Data shown:
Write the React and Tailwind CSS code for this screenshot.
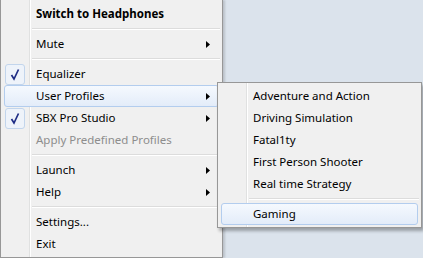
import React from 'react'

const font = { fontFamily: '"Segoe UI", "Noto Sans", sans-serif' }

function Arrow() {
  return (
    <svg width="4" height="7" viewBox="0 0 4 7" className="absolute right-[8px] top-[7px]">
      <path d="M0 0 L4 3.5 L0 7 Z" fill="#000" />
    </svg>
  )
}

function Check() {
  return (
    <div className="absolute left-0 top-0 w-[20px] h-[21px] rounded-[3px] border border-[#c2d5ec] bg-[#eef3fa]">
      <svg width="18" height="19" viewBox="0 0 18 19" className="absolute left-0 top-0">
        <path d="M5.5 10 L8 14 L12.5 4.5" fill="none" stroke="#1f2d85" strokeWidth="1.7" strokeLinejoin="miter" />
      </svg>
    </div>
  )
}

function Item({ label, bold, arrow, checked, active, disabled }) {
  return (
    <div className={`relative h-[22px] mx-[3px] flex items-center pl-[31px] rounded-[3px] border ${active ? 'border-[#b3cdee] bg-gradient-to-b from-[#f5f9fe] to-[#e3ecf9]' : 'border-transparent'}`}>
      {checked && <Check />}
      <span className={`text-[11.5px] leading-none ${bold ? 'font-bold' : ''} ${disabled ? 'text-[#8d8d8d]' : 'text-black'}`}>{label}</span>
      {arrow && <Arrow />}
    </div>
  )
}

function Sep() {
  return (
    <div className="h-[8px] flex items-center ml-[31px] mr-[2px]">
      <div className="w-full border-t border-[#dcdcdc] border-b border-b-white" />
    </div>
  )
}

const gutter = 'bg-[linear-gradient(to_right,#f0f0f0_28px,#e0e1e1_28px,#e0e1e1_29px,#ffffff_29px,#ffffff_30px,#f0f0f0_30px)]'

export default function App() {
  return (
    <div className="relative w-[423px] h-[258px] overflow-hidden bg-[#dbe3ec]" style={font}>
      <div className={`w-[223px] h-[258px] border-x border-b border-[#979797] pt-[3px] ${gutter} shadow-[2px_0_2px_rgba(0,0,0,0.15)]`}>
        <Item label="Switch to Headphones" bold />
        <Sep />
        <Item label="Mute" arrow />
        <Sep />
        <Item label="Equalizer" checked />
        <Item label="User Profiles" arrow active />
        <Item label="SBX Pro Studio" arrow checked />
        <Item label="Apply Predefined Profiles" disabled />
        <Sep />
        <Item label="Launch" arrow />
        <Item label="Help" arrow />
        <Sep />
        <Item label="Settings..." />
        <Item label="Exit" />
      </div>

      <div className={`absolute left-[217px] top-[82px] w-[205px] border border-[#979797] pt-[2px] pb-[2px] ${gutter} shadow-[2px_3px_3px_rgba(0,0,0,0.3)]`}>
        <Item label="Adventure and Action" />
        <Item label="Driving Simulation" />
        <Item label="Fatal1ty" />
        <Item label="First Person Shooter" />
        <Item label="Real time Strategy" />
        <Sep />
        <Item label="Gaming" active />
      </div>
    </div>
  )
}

Stated goal:
Look above for every line with the word "React" and copy it.

Result:
Write the React and Tailwind CSS code for this screenshot.
import React from 'react'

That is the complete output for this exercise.